This story is part of Watching Washington, a regular dispatch from CBC News correspondents reporting on U.S. politics and developments that affect Canadians.
Here’s a glimpse of what life might look like in the next phase of mass-vaccination against COVID-19, a peek at a future where people are increasingly immune to the deadly virus.
Ahead of Canada in the sprint to vaccinate its citizens, the United States has just released it’s do’s and don’ts, recommendations for what its newly vaccinated residents should and shouldn’t change.
It’s a useful roadmap for what the coming months might look like.

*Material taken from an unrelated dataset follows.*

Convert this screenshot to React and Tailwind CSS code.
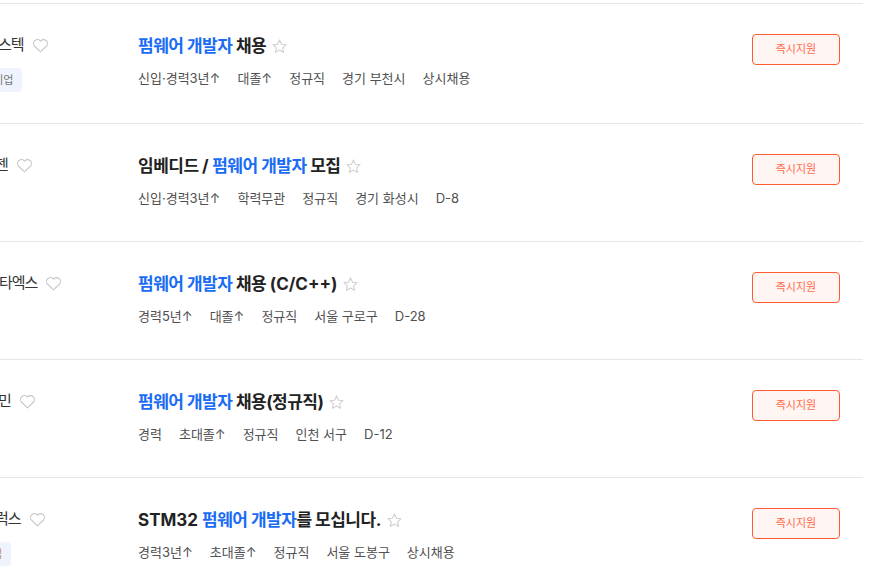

There’s some good news, and less-good news, in the guidelines from the Centers for Disease Control released Monday. The guidelines include numerous caveats, starting with a big one: these instructions apply only to people who have been fully vaccinated.
To meet that definition of being fully vaccinated, according to the CDC, means waiting two weeks after your final jab to allow the last dose to take effect.
Good news first
It should be fine to gather indoors, without a mask, in the presence of other vaccinated people, two weeks after your final vaccine, the CDC said.
It’s also okay to gather indoors without a mask with unvaccinated people from one other household, so long as none of those people live with someone at increased risk from pre-existing conditions.
Here’s the best news for grandparents: it means being able to see your unvaccinated grandkids, as long as they don’t have an underlying condition.
If you’ve been near someone with COVID-19, vaccination makes the response easier too. The CDC said there’s no need to isolate or get tested, unless you also show symptoms.
If you live in a group setting, like a nursing home, you should still isolate for 14 days and get tested if you’ve been near someone with COVID, the agency said.
The less-good news
The CDC said that in numerous circumstances you should still wear a mask, avoid crowds and poorly ventilated spaces, and remain at least six feet from others.
Keep avoiding medium or large-sized gatherings, said the CDC.
As for travel: not so fast. The CDC urges people to delay domestic and international travel, and to follow guidelines if they must travel.
Why all those caveats?
The CDC said there’s still a lot we don’t know about the vaccines: like how effective they are against new variants of the virus, whether vaccinated people can transmit the virus, and how long immunity lasts.
Why it matters to Canada?
Canada’s public health agency has yet to release such vaccination guidelines.
The U.S. guidance offers an early look at the sorts of issues policy makers are grappling with, and into the sorts of instructions Canadians might see as vaccination rates increase.
If these new suggestions from the U.S. are any indication, the road to normalcy will be winding. Even as vaccinations ramp up, prepare for months of gradual, rather than instantaneous, easing.
Health Canada declined to comment on the U.S. guidelines Monday, and said there’s still too little data on key issues like how long immunity lasts, and whether vaccinated people can still transmit COVID-19.
Also, travellers beware. Being vaccinated doesn’t mean easier entry into Canada.